In one instance the process can include conveying the pressurized admixture of nitrogen and water through a pipe from an above-ground proximal end of the pipe to a downhole terminal end of the pipe, wherein the terminal end is disposed in the subterranean formation. Then subjecting the pressurized admixture to a plurality of alternating flow regions in a tool in communication with the pipe and disposed at or near the terminal end of the pipe, wherein the flow regions each include a plurality of laminar flow regions and turbulent flow regions configured to produce a nanogas solution from the pressurized admixture. Then, forming a nanogas solution in the tool, and injecting the nanogas solution from the tool into the formation.


In another instance, the process can include collecting a mixture of the hydrocarbon and water from the subterranean formation; and separating the hydrocarbon and the water. The process of separating the hydrocarbon and the water can include providing the mixture to a separation tank (e.g., a float tank) for a density based separation; can include the addition of an additional nanogas solution to facilitate breaking an emulsion in the mixture; and or dewatering the solution through chemical, mechanical, or thermal processes.

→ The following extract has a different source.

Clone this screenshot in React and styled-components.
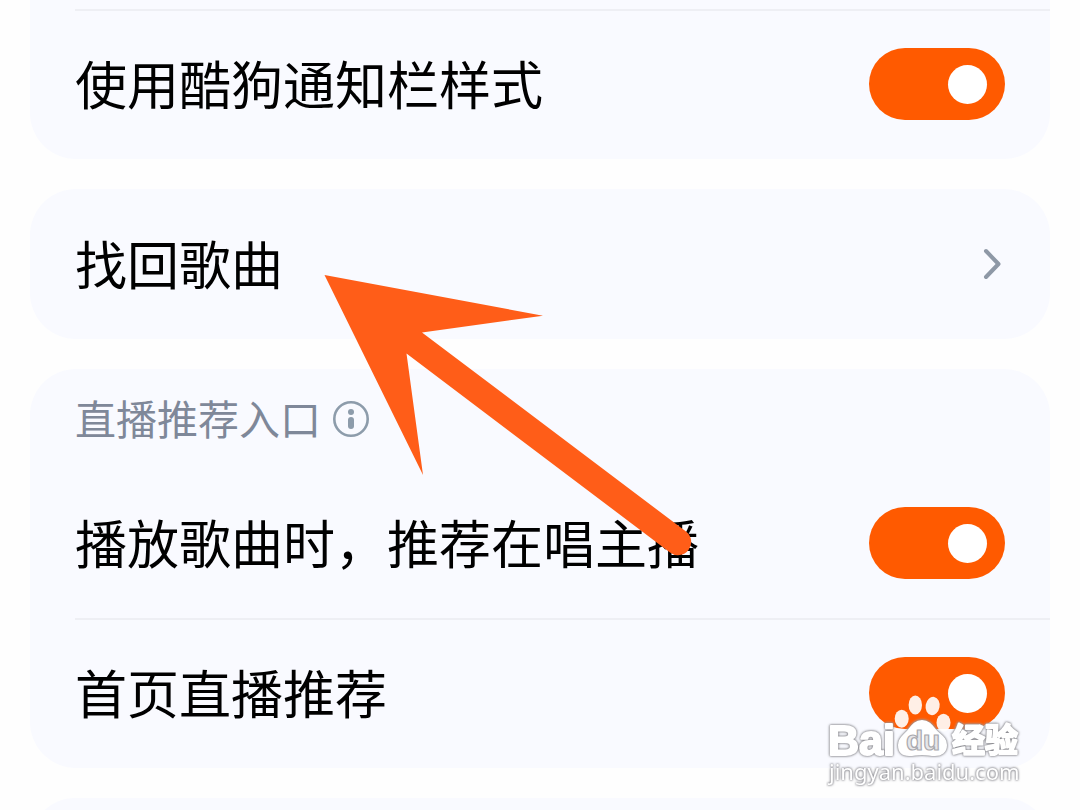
import React, { useState } from 'react';
import styled, { createGlobalStyle } from 'styled-components';

const GlobalStyle = createGlobalStyle`
  * {
    box-sizing: border-box;
  }

  body {
    margin: 0;
    background: #fefefe;
    color: #000;
    font-family: "Noto Sans CJK SC", sans-serif;
  }
`;

const Page = styled.main`
  position: relative;
  display: flex;
  flex-direction: column;
  gap: 30px;
  height: 100vh;
  padding: 0 30px;
  overflow: hidden;
`;

const Card = styled.section`
  flex: none;
  min-height: ${props => props.$peek ? '90px' : '0'};
  padding-top: ${props => props.$continued ? '9px' : '0'};
  padding-left: 45px;
  border-radius: ${props => props.$continued ? '0 0 46px 46px' : '46px'};
  background: #f9faff;
`;

const Row = styled.div`
  display: flex;
  align-items: center;
  justify-content: space-between;
  min-height: 150px;
  padding-right: 45px;
  padding-bottom: ${props => props.$divided ? '2px' : '0'};
  border-top: ${props => props.$divided ? '2px solid #eeeff4' : 'none'};
`;

const RowText = styled.span`
  padding-bottom: 2px;
  font-size: 52px;
  line-height: 72px;
`;

const RowLink = styled.a`
  display: flex;
  flex: 1;
  align-items: center;
  justify-content: space-between;
  color: inherit;
  text-decoration: none;
`;

const Switch = styled.input`
  appearance: none;
  display: flex;
  flex: none;
  align-items: center;
  justify-content: ${props => props.checked ? 'flex-end' : 'flex-start'};
  width: 136px;
  height: 72px;
  margin: 0;
  padding: 0 18px;
  border-radius: 36px;
  background: ${props => props.checked ? '#ff5a00' : '#d5d8df'};
  cursor: pointer;

  &::before {
    content: '';
    width: 39px;
    height: 39px;
    border-radius: 50%;
    background: #fff;
  }
`;

const CardHeader = styled.header`
  display: flex;
  align-items: center;
  gap: 12px;
  height: 99px;
  color: #7f8899;
`;

const CardTitle = styled.h2`
  margin: 0;
  padding-bottom: 4px;
  font-size: 41px;
  font-weight: 400;
  line-height: 60px;
`;

const InfoButton = styled.button`
  display: flex;
  padding: 0;
  border: 0;
  background: none;
  color: #8d9cab;
`;

const Arrow = styled.svg`
  position: absolute;
  top: 270px;
  left: 320px;
  pointer-events: none;
`;

const Watermark = styled.svg`
  position: absolute;
  right: 50px;
  bottom: 16px;
  pointer-events: none;
`;

const Outlined = styled.g`
  fill: #fff;
  stroke: #fff;
  stroke-linejoin: round;
  filter: drop-shadow(0 0 1px #77777d) drop-shadow(0 0 1px #b8b8bd);
`;

const SwitchRow = ({ id, label, divided }) => {
  const [checked, setChecked] = useState(true);

  return (
    <Row $divided={divided}>
      <RowText as="label" htmlFor={id}>{label}</RowText>
      <Switch
        id={id}
        type="checkbox"
        role="switch"
        checked={checked}
        onChange={() => setChecked(!checked)}
      />
    </Row>
  );
};

const Chevron = () => (
  <svg width="26" height="36" viewBox="0 0 26 36" fill="none" aria-hidden="true">
    <path d="M7 5 L19.5 18 L7 31" stroke="#8e98a6" strokeWidth="4" strokeLinecap="round" strokeLinejoin="round" />
  </svg>
);

const InfoIcon = () => (
  <svg width="36" height="36" viewBox="0 0 36 36" fill="none" aria-hidden="true">
    <circle cx="18" cy="18" r="16.7" stroke="currentColor" strokeWidth="2.6" />
    <circle cx="18" cy="11" r="3" fill="currentColor" />
    <rect x="15" y="16" width="6" height="12" rx="3" fill="currentColor" />
  </svg>
);

const PointerArrow = () => (
  <Arrow width="380" height="290" viewBox="320 270 380 290" aria-hidden="true">
    <path
      d="M324.5 275 L543 315.7 L422 332.5 L686 531.5 A13 13 0 0 1 670 552.5 L406.5 353.5 L423 475 Z"
      fill="#ff5d18"
    />
  </Arrow>
);

const BaiduMark = () => (
  <Watermark width="204" height="100" viewBox="826 694 204 100">
    <g fill="#fff" fillOpacity="0.9">
      <ellipse cx="901.7" cy="718.7" rx="7" ry="9" />
      <ellipse cx="915.3" cy="705" rx="6.7" ry="9.5" />
      <ellipse cx="932.6" cy="706" rx="7" ry="9.2" transform="rotate(10 932.6 706)" />
      <ellipse cx="943.5" cy="722.7" rx="7" ry="9" />
    </g>
    <Outlined strokeWidth="2">
      <path d="M922 721 C929 721 932 726 936 731 C941 736 946 738 946 745 C946 752 941 755 935 755 C930 755 927 754 922 754 C917 754 914 755 909 755 C903 755 899 752 899 745 C899 738 904 736 908 731 C912 726 915 721 922 721 Z" />
      <text x="828" y="755" fontSize="43" fontWeight="700" fontFamily="Liberation Sans, sans-serif">Bai</text>
      <text x="952" y="752" fontSize="33" fontWeight="700" fontFamily="Noto Sans CJK SC, sans-serif">经验</text>
    </Outlined>
    <text
      x="906"
      y="750"
      fontSize="28"
      fontWeight="700"
      fontFamily="Liberation Sans, sans-serif"
      fill="#e6e6e9"
      stroke="#a9a9ae"
      strokeWidth="1.2"
    >
      du
    </text>
    <Outlined strokeWidth="0">
      <text x="829" y="780" fontSize="22" fontFamily="Noto Sans, sans-serif">jingyan.baidu.com</text>
    </Outlined>
  </Watermark>
);

export default function App() {
  return (
    <>
      <GlobalStyle />
      <Page>
        <Card $continued>
          <SwitchRow id="notification-style" label="使用酷狗通知栏样式" divided />
        </Card>
        <Card>
          <Row>
            <RowLink href="#recover">
              <RowText>找回歌曲</RowText>
              <Chevron />
            </RowLink>
          </Row>
        </Card>
        <Card>
          <CardHeader>
            <CardTitle>直播推荐入口</CardTitle>
            <InfoButton type="button" aria-label="说明">
              <InfoIcon />
            </InfoButton>
          </CardHeader>
          <SwitchRow id="playing-live" label="播放歌曲时，推荐在唱主播" />
          <SwitchRow id="home-live" label="首页直播推荐" divided />
        </Card>
        <Card $peek />
        <PointerArrow />
        <BaiduMark />
      </Page>
    </>
  );
}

Another embodiment is a process of oil recovery that includes injecting a nanogas solution into a subterranean formation; admixing the nanogas solution and oil in the subterranean formation; forming a lightened oil that has a reduced viscosity and/or density; carrying the lightened oil to a wellbore; and extracting the lightened oil from the wellbore. In one instance, the nanogas solution includes a nitrogen-nanogas solution; in another instance, the nanogas solution includes nitrogen and carbon dioxide.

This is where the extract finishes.